The controls match the aesthetics in that they are more interesting than practical. For most levels, you use the touch-screen, sliding the stylus across the surface to move the cursor on the upper screen. Letting the stylus go releases the scenester, and if you target and release the stylus on yourself, it activates the current power-up. The system works well enough, and while it would have been nice to be able to do a screen swap like Magnetica or use the analog stick like Zuma, speed and precision are the issues here. As mentioned earlier, it never feels like your character can roll or throw a scenester fast enough, and the sensitivity of the touch-screen sometimes gives you a last-minute nudge, resulting in incorrect placement instead of a match.
What works better, oddly enough, are the controls for the boss stages, where you can use the face buttons to throw or roll scenester ninjas.

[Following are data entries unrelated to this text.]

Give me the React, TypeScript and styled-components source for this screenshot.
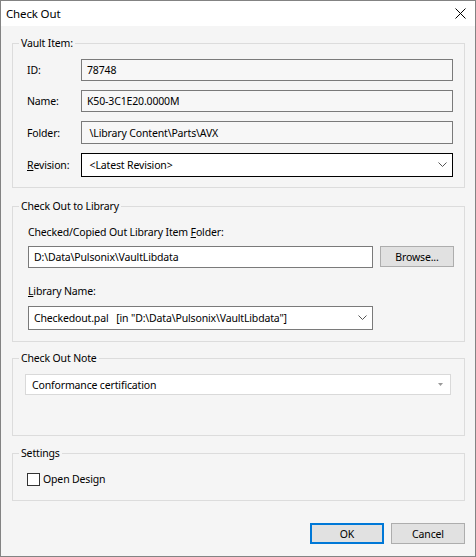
import styled, { createGlobalStyle } from "styled-components";

const GlobalStyle = createGlobalStyle`
  html, body {
    margin: 0;
    padding: 0;
    background: #ffffff;
  }
  * {
    box-sizing: border-box;
  }
`;

const Window = styled.div`
  width: 476px;
  height: 557px;
  border: 1px solid #838383;
  display: flex;
  flex-direction: column;
  font-family: "Noto Sans", "Open Sans", sans-serif;
  font-size: 10.5px;
  letter-spacing: -0.15px;
  color: #000;
`;

const TitleBar = styled.div`
  height: 25px;
  background: #fff;
  display: flex;
  align-items: center;
  justify-content: space-between;
  padding: 0 9px 0 5px;
`;

const Title = styled.span`
  font-size: 11.5px;
  line-height: 16px;
`;

const Body = styled.div`
  flex: 1;
  background: #f5f5f5;
  display: flex;
  flex-direction: column;
  padding: 9px 10px 12px 11px;
`;

// padding-left differs per group; the legend is pulled back so all captions line up
const Group = styled.fieldset<{ $mt?: number; $pad: [number, number, number, number] }>`
  margin: ${({ $mt }) => $mt ?? 0}px 0 0 0;
  padding: ${({ $pad }) => $pad.map((p) => `${p}px`).join(" ")};
  border: 1px solid #dcdcdc;
  min-inline-size: 0;

  & > legend {
    margin-left: ${({ $pad }) => 6 - $pad[3]}px;
  }
`;

const Legend = styled.legend`
  padding: 0 2px;
  line-height: 16px;
`;

const FormGrid = styled.div`
  display: grid;
  grid-template-columns: 54px 1fr;
  row-gap: 9px;
  align-items: center;
`;

const Label = styled.label<{ $mt?: number }>`
  display: block;
  line-height: 16px;
  margin-top: ${({ $mt }) => $mt ?? 0}px;
`;

const ReadOnly = styled.div<{ $h: number }>`
  height: ${({ $h }) => $h}px;
  border: 1px solid #7a7a7a;
  background: #f7f7f7;
  display: flex;
  align-items: center;
  padding-left: 5px;
  white-space: pre;
`;

const Select = styled.div<{ $h: number; $dark?: boolean; $w?: number }>`
  height: ${({ $h }) => $h}px;
  width: ${({ $w }) => ($w ? `${$w}px` : "auto")};
  border: 1px solid ${({ $dark }) => ($dark ? "#000" : "#7a7a7a")};
  background: #fff;
  display: flex;
  align-items: center;
  justify-content: space-between;
  padding: 0 5px 0 5px;
  white-space: pre;
`;

const InputRow = styled.div`
  display: flex;
  gap: 7px;
  margin-top: 6px;
  align-items: flex-start;
`;

const TextInput = styled.div`
  flex: 1;
  height: 22px;
  border: 1px solid #7a7a7a;
  background: #fff;
  display: flex;
  align-items: center;
  padding-left: 5px;
`;

const Button = styled.button<{ $primary?: boolean }>`
  width: 74px;
  height: 21px;
  margin: 0;
  padding: 0;
  font: inherit;
  letter-spacing: inherit;
  color: #000;
  background: #e1e1e1;
  border: ${({ $primary }) => ($primary ? "2px solid #0078d7" : "1px solid #adadad")};
`;

const SelectWrap = styled.div`
  margin-top: 7px;
`;

const Combo = styled.div`
  height: 21px;
  border: 1px solid #d9d9d9;
  background: #fff;
  display: flex;
  align-items: center;
  justify-content: space-between;
  padding: 0 7px 0 6px;
`;

const CheckRow = styled.div`
  display: flex;
  align-items: center;
  gap: 3px;
  line-height: 16px;
`;

const CheckBox = styled.span`
  width: 13px;
  height: 13px;
  border: 1px solid #333;
  background: #fff;
`;

const ButtonRow = styled.div`
  margin-top: auto;
  display: flex;
  justify-content: flex-end;
  gap: 7px;
`;

const Chevron = () => (
  <svg width="9" height="6" viewBox="0 0 9 6">
    <path d="M0.5 0.5 L4.5 4.5 L8.5 0.5" fill="none" stroke="#555" strokeWidth="1" />
  </svg>
);

const Triangle = () => (
  <svg width="5" height="3" viewBox="0 0 5 3">
    <path d="M0 0 H5 L2.5 3 Z" fill="#999" />
  </svg>
);

const CloseIcon = () => (
  <svg width="11" height="11" viewBox="0 0 11 11">
    <path d="M0.5 0.5 L10.5 10.5 M10.5 0.5 L0.5 10.5" stroke="#000" strokeWidth="1" />
  </svg>
);

export default function App() {
  return (
    <>
      <GlobalStyle />
      <Window>
        <TitleBar>
          <Title>Check Out</Title>
          <CloseIcon />
        </TitleBar>
        <Body>
          <Group $pad={[8, 11, 10, 14]}>
            <Legend>Vault Item:</Legend>
            <FormGrid>
              <Label>ID:</Label>
              <ReadOnly $h={22}>78748</ReadOnly>
              <Label>Name:</Label>
              <ReadOnly $h={22}>K50-3C1E20.0000M</ReadOnly>
              <Label>Folder:</Label>
              <ReadOnly $h={23}> \Library Content\Parts\AVX</ReadOnly>
              <Label>
                <u>R</u>evision:
              </Label>
              <Select $h={24} $dark>
                <span> &lt;Latest Revision&gt;</span>
                <Chevron />
              </Select>
            </FormGrid>
          </Group>

          <Group $mt={10} $pad={[10, 10, 11, 15]}>
            <Legend>Check Out to Library</Legend>
            <Label>
              Checked/Copied Out Library Item <u>F</u>older:
            </Label>
            <InputRow>
              <TextInput>D:\Data\Pulsonix\VaultLibdata</TextInput>
              <Button>Browse...</Button>
            </InputRow>
            <Label $mt={15}>
              <u>L</u>ibrary Name:
            </Label>
            <SelectWrap>
              <Select $h={24} $w={345}>
                <span>Checkedout.pal   [in "D:\Data\Pulsonix\VaultLibdata"]</span>
                <Chevron />
              </Select>
            </SelectWrap>
          </Group>

          <Group $mt={8} $pad={[8, 13, 40, 12]}>
            <Legend>Check Out Note</Legend>
            <Combo>
              <span>Conformance certification</span>
              <Triangle />
            </Combo>
          </Group>

          <Group $mt={9} $pad={[10, 10, 13, 14]}>
            <Legend>Settings</Legend>
            <CheckRow>
              <CheckBox />
              <span>Open Design</span>
            </CheckRow>
          </Group>

          <ButtonRow>
            <Button $primary>OK</Button>
            <Button>Cancel</Button>
          </ButtonRow>
        </Body>
      </Window>
    </>
  );
}
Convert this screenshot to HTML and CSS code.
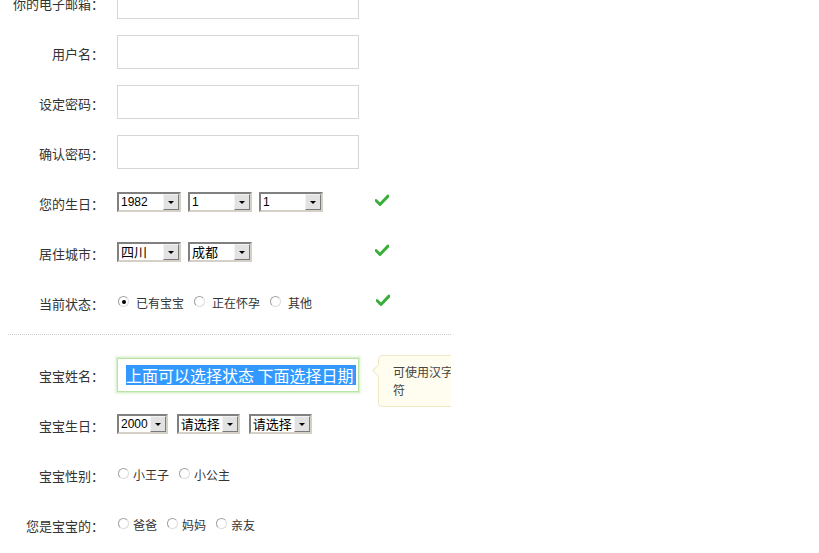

This setup gives more precision to the player, as there's never a time when you feel that you got a bad match due to poor aim. The faults of the control schemes aren't bad enough that you'll loathe the title, but you will sometimes curse it for not obeying you.
From a presentation standpoint, Tokyo Crash Mobs is done well. There's not much to the sound effects beyond hearing your player cheer after getting a combo or hearing the scenesters scream after getting matched, but the music is standard puzzle fare. Somewhat calm and relaxing most of the time, it picks up the tempo when you are in danger of losing. Graphically, the game has a clean look despite the use of photographic elements. The environments look nice enough, and even though the scenesters don't sport the best animations, they're colored brightly and clean enough that there is no color confusion. It may not be the best presentation for the system, but when you consider that you're playing a puzzle game, it works better than expected.
Nintendo has tried to downplay the reliance on 3-D for its system for some time, and this game shows off that line of thinking perfectly. The stereoscopic 3-D is used just about everywhere from the cut scenes to the main menu to the game screen, and it makes things pop a bit more. Post-game menus look a bit fuller if you achieve a gold medal and see the torrent of confetti. The stages also "pop" since the people appear completely separate from the backgrounds, but unlike some of Nintendo's earlier titles, the 3-D doesn't provide an advantage when compared to playing the game in 2-D.
In the end, Tokyo Crash Mobs is a good puzzle game that is both helped and hurt by its oddball presentation. On the one hand, the use of people and the off-the-wall cut scenes bookending each level give you some motivation to progress even if the rewards are strange. On the other hand, the presentation can make it difficult to figure out where your person is going to land, potentially ruining a scenario and making you lose the match. Still, the gameplay is solid enough and the presentation unique enough that you'll remain committed to playing just one more match after losing for the umpteenth time. Given Tokyo Crash Mob's $5.99 price tag, puzzle fans on the 3DS will find some enjoyment as they satisfy their match-three itch with this title.